Sim. A tolerância não se pode impor por lei. O que temos na Europa são grupos que correspondem ao conceito de multidão e não de comunidade, que é uma sociedade ligada por afectos. A França tem ainda hoje um grande problema a este nível com o argelinos – mas é um problema que existe em diversas cidades europeias, que têm regimes de exclusão. E estes homens, o que mostraram é que não estavam integrados na cultura francesa – só não sabemos ainda se agiram isolados ou se eram um braço armado de um grupo militar. Uma coisa é a nacionalidade formal, outra a tal comunidade dos afectos. O grande exemplo disto é a América, que tem a comunidade espanhola, etc., mas todos dizem que são americanos. Não foi por acaso que o presidente Barack Obama terminou o seu último discurso a dizer “somos todos americanos” em vez do tradicional “God bless America”. Esta é uma dinâmica que a Europa precisa fazer, mas leva tempo. Tem de haver aqui uma política activa da UE.

E, no entanto, a eurodeputada Marine le Pen, da Frente Nacional, diz que se for eleita em França traz a pena de morte de volta... Como olha para isto?
Da mesma maneira que olho para os americanos, em muitos Estados onde ainda existe a pena de morte. E nós tivemos pena de morte até 1800, apesar de termos sido os primeiros a acabar com ela na Europa. Não tenho dúvidas sobre que voltar a ter pena de morte é um retrocesso e isso também não se pode tolerar. Mas é um dos perigos. E tanto me faz que seja um europeu como um árabe, o princípio é o mesmo: é sempre violar o direito à vida.

Deixou claro que os ataques se inserem no que é intolerável. Como é que se reage nestes casos?
Há a lei e tem de a aplicar sem hesitações. E tem de se ter uma segurança pública séria.

Para a qual é preciso dinheiro...
Há uma coisa que os nossos economistas em geral se esquecem: o regime colonial trouxe aos ocidentais riqueza – pagavam os salários que queriam, tinham as matérias-primas ao preço que queriam, tinham o mercado dos produtos acabados pelo preço que lhes apetecia. Agora, andamos a queixar-nos de os chineses fazerem o que nós fazíamos. Já viu algum economista invocar isto? Faz de conta. Mas isto faz multiplicar na Europa de hoje os regimes extractivos. Ou seja, os regimes políticos dizem-se liberais, mas levam-lhe o vencimento, cobram impostos brutais, querem lá saber das dificuldades de cada um.

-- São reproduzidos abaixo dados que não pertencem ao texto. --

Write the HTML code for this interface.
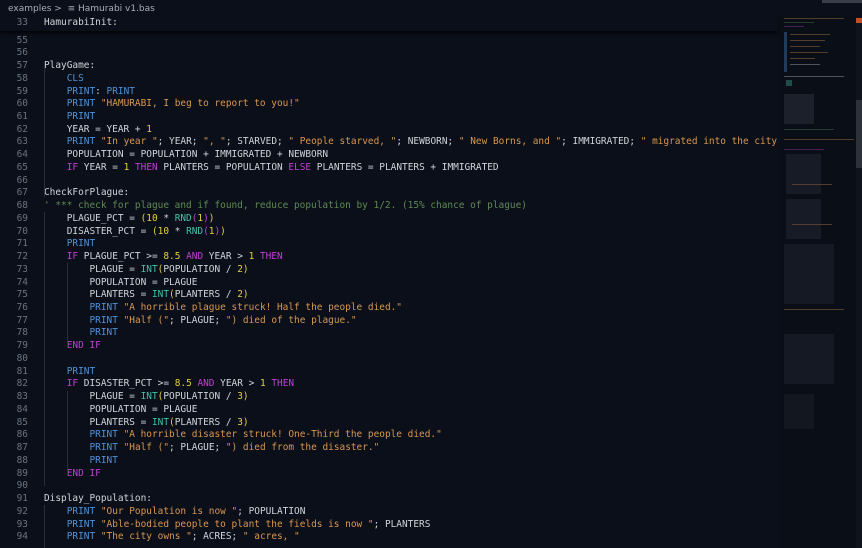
<!DOCTYPE html>
<html><head><meta charset="utf-8"><style>
*{margin:0;padding:0;box-sizing:border-box}
body{width:862px;height:548px;background:#0b0f19;overflow:hidden;position:relative;font-family:"DejaVu Sans Mono","Liberation Mono",monospace;font-size:9.45px;color:#d0d4da}
.bc{position:absolute;left:8px;top:4px;font-family:"DejaVu Sans","Liberation Sans",sans-serif;font-size:9px;color:#a8adb5;white-space:nowrap}
.ed{position:absolute;left:0;top:34.6px;width:778px;overflow:hidden}
.l{height:12.74px;line-height:12.74px;white-space:pre;position:relative}
.n{position:absolute;left:0;width:28px;text-align:right;color:#6a7380}
.t{position:absolute;left:44px}
.st{position:absolute;left:0;top:16.6px;width:778px;height:14px;background:#0b0f19;box-shadow:0 2px 3px rgba(0,0,0,.7);z-index:2}
.k{color:#4d92d8}.p{color:#c23fd4}.s{color:#d9974f}.c{color:#5f8a55}.y{color:#e6d13c}.f{color:#3fc2a8}
.g{position:absolute;width:1px;background:#2a2f38;z-index:1}
.mm{position:absolute;left:780px;top:14px;width:76px;height:534px;background:#0a0e17}
.sb{position:absolute;left:856px;top:17px;width:6px;height:531px;background:#0f131c}
</style></head><body>
<div class="bc">examples &gt; &nbsp;<span style="font-size:9px">&#8801;</span> Hamurabi v1.bas</div>
<div style="position:absolute;left:822px;top:0;width:40px;height:3px;background:#3a3f47"></div>
<div class="g" style="left:44px;top:63px;height:134px"></div>
<div class="g" style="left:44px;top:212px;height:274px"></div>
<div class="g" style="left:67px;top:263px;height:83px"></div>
<div class="g" style="left:67px;top:391px;height:83px"></div>
<div class="g" style="left:44px;top:505px;height:43px"></div>
<div class="st"><div class="l"><span class="n">33</span><span class="t">HamurabiInit:</span></div></div>
<div class="ed">
<div class="l"><span class="n">55</span><span class="t"></span></div>
<div class="l"><span class="n">56</span><span class="t"></span></div>
<div class="l"><span class="n">57</span><span class="t">PlayGame:</span></div>
<div class="l"><span class="n">58</span><span class="t">    <span class="k">CLS</span></span></div>
<div class="l"><span class="n">59</span><span class="t">    <span class="k">PRINT</span>: <span class="k">PRINT</span></span></div>
<div class="l"><span class="n">60</span><span class="t">    <span class="k">PRINT</span> <span class="s">"HAMURABI, I beg to report to you!"</span></span></div>
<div class="l"><span class="n">61</span><span class="t">    <span class="k">PRINT</span></span></div>
<div class="l"><span class="n">62</span><span class="t">    YEAR = YEAR + <span class="y">1</span></span></div>
<div class="l"><span class="n">63</span><span class="t">    <span class="k">PRINT</span> <span class="s">"In year "</span>; YEAR; <span class="s">", "</span>; STARVED; <span class="s">" People starved, "</span>; NEWBORN; <span class="s">" New Borns, and "</span>; IMMIGRATED; <span class="s">" migrated into the city</span></span></div>
<div class="l"><span class="n">64</span><span class="t">    POPULATION = POPULATION + IMMIGRATED + NEWBORN</span></div>
<div class="l"><span class="n">65</span><span class="t">    <span class="p">IF</span> YEAR = <span class="y">1</span> <span class="p">THEN</span> PLANTERS = POPULATION <span class="p">ELSE</span> PLANTERS = PLANTERS + IMMIGRATED</span></div>
<div class="l"><span class="n">66</span><span class="t"></span></div>
<div class="l"><span class="n">67</span><span class="t">CheckForPlague:</span></div>
<div class="l"><span class="n">68</span><span class="t"><span class="c">' *** check for plague and if found, reduce population by 1/2. (15% chance of plague)</span></span></div>
<div class="l"><span class="n">69</span><span class="t">    PLAGUE_PCT = <span class="y">(10</span> * <span class="f">RND</span><span class="p">(</span><span class="y">1</span><span class="p">)</span><span class="y">)</span></span></div>
<div class="l"><span class="n">70</span><span class="t">    DISASTER_PCT = <span class="y">(10</span> * <span class="f">RND</span><span class="p">(</span><span class="y">1</span><span class="p">)</span><span class="y">)</span></span></div>
<div class="l"><span class="n">71</span><span class="t">    <span class="k">PRINT</span></span></div>
<div class="l"><span class="n">72</span><span class="t">    <span class="p">IF</span> PLAGUE_PCT &gt;= <span class="y">8.5</span> <span class="p">AND</span> YEAR &gt; <span class="y">1</span> <span class="p">THEN</span></span></div>
<div class="l"><span class="n">73</span><span class="t">        PLAGUE = <span class="f">INT</span><span class="y">(</span>POPULATION / <span class="y">2)</span></span></div>
<div class="l"><span class="n">74</span><span class="t">        POPULATION = PLAGUE</span></div>
<div class="l"><span class="n">75</span><span class="t">        PLANTERS = <span class="f">INT</span><span class="y">(</span>PLANTERS / <span class="y">2)</span></span></div>
<div class="l"><span class="n">76</span><span class="t">        <span class="k">PRINT</span> <span class="s">"A horrible plague struck! Half the people died."</span></span></div>
<div class="l"><span class="n">77</span><span class="t">        <span class="k">PRINT</span> <span class="s">"Half ("</span>; PLAGUE; <span class="s">") died of the plague."</span></span></div>
<div class="l"><span class="n">78</span><span class="t">        <span class="k">PRINT</span></span></div>
<div class="l"><span class="n">79</span><span class="t">    <span class="p">END IF</span></span></div>
<div class="l"><span class="n">80</span><span class="t"></span></div>
<div class="l"><span class="n">81</span><span class="t">    <span class="k">PRINT</span></span></div>
<div class="l"><span class="n">82</span><span class="t">    <span class="p">IF</span> DISASTER_PCT &gt;= <span class="y">8.5</span> <span class="p">AND</span> YEAR &gt; <span class="y">1</span> <span class="p">THEN</span></span></div>
<div class="l"><span class="n">83</span><span class="t">        PLAGUE = <span class="f">INT</span><span class="y">(</span>POPULATION / <span class="y">3)</span></span></div>
<div class="l"><span class="n">84</span><span class="t">        POPULATION = PLAGUE</span></div>
<div class="l"><span class="n">85</span><span class="t">        PLANTERS = <span class="f">INT</span><span class="y">(</span>PLANTERS / <span class="y">3)</span></span></div>
<div class="l"><span class="n">86</span><span class="t">        <span class="k">PRINT</span> <span class="s">"A horrible disaster struck! One-Third the people died."</span></span></div>
<div class="l"><span class="n">87</span><span class="t">        <span class="k">PRINT</span> <span class="s">"Half ("</span>; PLAGUE; <span class="s">") died from the disaster."</span></span></div>
<div class="l"><span class="n">88</span><span class="t">        <span class="k">PRINT</span></span></div>
<div class="l"><span class="n">89</span><span class="t">    <span class="p">END IF</span></span></div>
<div class="l"><span class="n">90</span><span class="t"></span></div>
<div class="l"><span class="n">91</span><span class="t">Display_Population:</span></div>
<div class="l"><span class="n">92</span><span class="t">    <span class="k">PRINT</span> <span class="s">"Our Population is now "</span>; POPULATION</span></div>
<div class="l"><span class="n">93</span><span class="t">    <span class="k">PRINT</span> <span class="s">"Able-bodied people to plant the fields is now "</span>; PLANTERS</span></div>
<div class="l"><span class="n">94</span><span class="t">    <span class="k">PRINT</span> <span class="s">"The city owns "</span>; ACRES; <span class="s">" acres, "</span></span></div>
</div>
<div class="mm">
<svg width="76" height="420" style="position:absolute;left:0;top:0">
<g opacity="0.35">
<rect x="4" y="4" width="60" height="1" fill="#d9974f"/>
<rect x="4" y="8" width="30" height="1" fill="#5f8a55"/>
<rect x="4" y="12" width="20" height="1" fill="#c23fd4"/>
<rect x="4" y="18" width="3" height="40" fill="#4d92d8"/>
<rect x="10" y="20" width="40" height="1" fill="#d9974f"/>
<rect x="10" y="26" width="35" height="1" fill="#d9974f"/>
<rect x="10" y="32" width="30" height="1" fill="#d9974f"/>
<rect x="10" y="38" width="38" height="1" fill="#d9974f"/>
<rect x="10" y="44" width="25" height="1" fill="#d9974f"/>
<rect x="10" y="50" width="30" height="1" fill="#d0d4da"/>
<rect x="4" y="62" width="60" height="1" fill="#d0d4da"/>
<rect x="6" y="66" width="6" height="6" fill="#3fc2a8"/>
<rect x="4" y="80" width="30" height="30" fill="#8a90a0" opacity="0.4"/>
<rect x="4" y="115" width="50" height="1" fill="#5f8a55"/>
<rect x="4" y="125" width="70" height="1" fill="#d9974f"/>
<rect x="4" y="135" width="40" height="1" fill="#c23fd4"/>
<rect x="6" y="140" width="35" height="40" fill="#8a90a0" opacity="0.3"/>
<rect x="12" y="170" width="40" height="1" fill="#d9974f"/>
<rect x="6" y="185" width="35" height="40" fill="#8a90a0" opacity="0.3"/>
<rect x="12" y="210" width="40" height="1" fill="#d9974f"/>
<rect x="4" y="230" width="50" height="60" fill="#8a90a0" opacity="0.25"/>
<rect x="4" y="295" width="60" height="1" fill="#d9974f"/>
<rect x="4" y="320" width="50" height="50" fill="#8a90a0" opacity="0.25"/>
<rect x="4" y="380" width="30" height="35" fill="#8a90a0" opacity="0.2"/>
</g></svg>
</div>
<div class="sb"></div>
<div style="position:absolute;left:856px;top:18px;width:6px;height:5px;background:#c0502a"></div>
<div style="position:absolute;left:856px;top:100px;width:6px;height:68px;background:#2c313a"></div>
</body></html>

Não é uma Europa inclusiva?
Penso até que, no que se refere à política de imigrações, não respeitou muitas vezes a protecção e a legislação a que têm direito os trabalhadores, por exemplo. De vez em quando vamos tendo notícias sobre casos, aqui e ali. São políticas difíceis, mas que têm de ser assumidas. E não sei se estão assumidas em todos os países da União Europeia.

Somos uma Europa sem rumo?
A Europa está com um grave problema: não tem conselho estratégico. O perigo seria o de se estar a criar uma Europa alemã, hierárquica. Justamente aquilo que não é agregador, por isso a multiplicação de partidos reaccionários. Está a crescer o desamor à Europa, visível em toda a parte. A minha conclusão é que o imprevisível está à espera de uma oportunidade.

Portugal é um elo fraco, corre riscos?
Portugal é cada vez mais um país exógeno e isso significa que sofre os efeitos de decisões nas quais não participa. De maneira que tudo o que acontece neste ambiente pode ter reflexos no país.

Qual o papel da ONU e da NATO nestes conflitos?
A ONU está a transformar-se num templo de orações a deuses desconhecidos para dar protecção às desgraças do mundo. Com a NATO há um problema ao nível da articulação com o sistema autónomo de defesa da Europa e a complexidade dos acordos. Em segundo lugar, os EUA estão a colocar muito do seu esforço no Pacífico.